Among the best nuggets: “Do the right thing, not what you can get away with when you achieve a position of power and wealth,” Kawasaki writes. “Money can’t buy scruples—indeed, money may prevent scruples. With money comes the responsibility to act magnanimous—not abusive.”
With advice on where to go for college (away from your hometown) to knowing when to keep your mouth shut, Kawasaki offers useful wisdom no matter your age or profession. From being a truck driver’s helper to the CEO of several multimillion-dollar companies, Kawasaki shares important stories that can be valuable to anyone looking to take the next big step in their professional or personal life. (February; Portfolio; $28)
3. Authentic Gravitas
Who Stands Out and Why
By Rebecca Newton
How do you become a better leader? It’s more than just how you act when all eyes are on you during meetings, it’s about what you do subtly and behind the scenes, writes Rebecca Newton. In Authentic Gravitas, Newton shares exactly how to build your gravitas.
“People with gravitas ‘lead the room,’ regardless of their place in the hierarchy; they respect authority but don’t wait for a title change to take ownership and make a positive difference,” Newton writes. In her book, Newton uses the examples of leaders and professionals to show how and how not to build your gravitas. She concludes each chapter with actionable items. Some of them are straightforward, and some are meant to make you reflect on past behavior.
No matter where you stand in your organization, the advice Newton offers can help you grow and make people take note of you as a leader. (March; TarcherPerigee; $26)
4. The Holy Sh!t Moment
How Lasting Change Can Happen in an Instant
By James Fell
In his experience as a motivation expert, James Fell has learned that inspiration doesn’t happen slowly and gradually.

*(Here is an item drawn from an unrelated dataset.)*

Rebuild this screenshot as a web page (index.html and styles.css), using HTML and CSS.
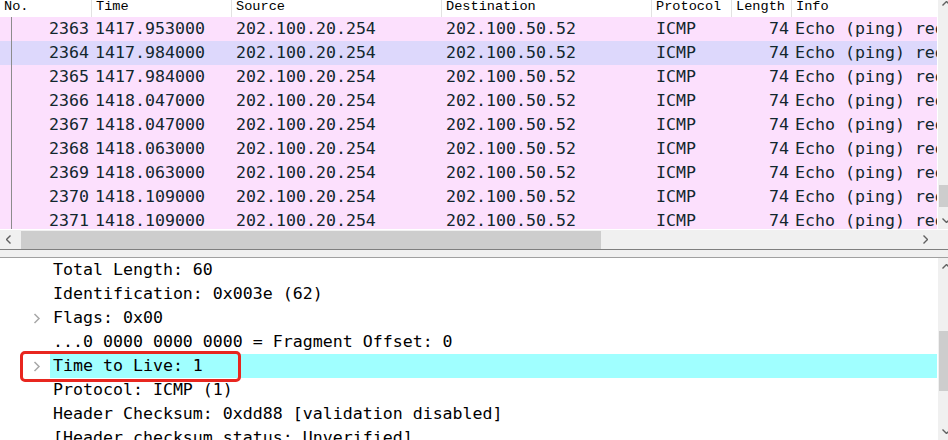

It occurs suddenly.
“Finding true meaning, uncovering your real self, revealing your life’s purpose—such things rarely happen via baby steps,” Fell writes. “These are transformations unleashed, suddenly, to great effect. Often, there is a
‘Holy s– -!’ thrown in to celebrate the momentous realization. The epiphany drives you forward, passionately pursuing the newfound aim.”

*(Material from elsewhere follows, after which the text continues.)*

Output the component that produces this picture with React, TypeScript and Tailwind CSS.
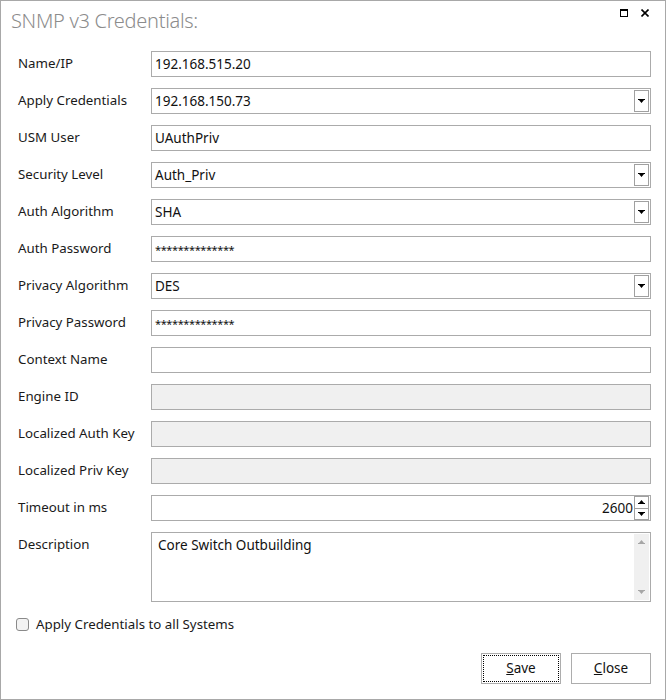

Fell tells stories and provides examples of such epiphanies, and follows up with actionable steps you can take. The advice isn’t typical. You’ll come across tips like: “Ponder until you ‘get stuck.’ Then engage in a diversion to let your unconscious continue working.”
The book examines exactly how we arrive at these moments and how to make the most of them. Whether your goal is to lose weight, battle an addiction or improve your relationships, Fell offers steps you can take to reach those goals. (January; St. Martin’s Press; $29)
5. Stress Less, Accomplish More
Meditation for Extraordinary Performance
By Emily Fletcher
When she was 27, Emily Fletcher was the understudy for three lead roles on Broadway, but it wasn’t all that it was made out to be. Whenever she had a bad performance, she was devastated.
Then she met another actress who was understudying five lead roles, yet—unlike Fletcher—seemed “calm and centered.” The actress told Fletcher it all came down to meditation.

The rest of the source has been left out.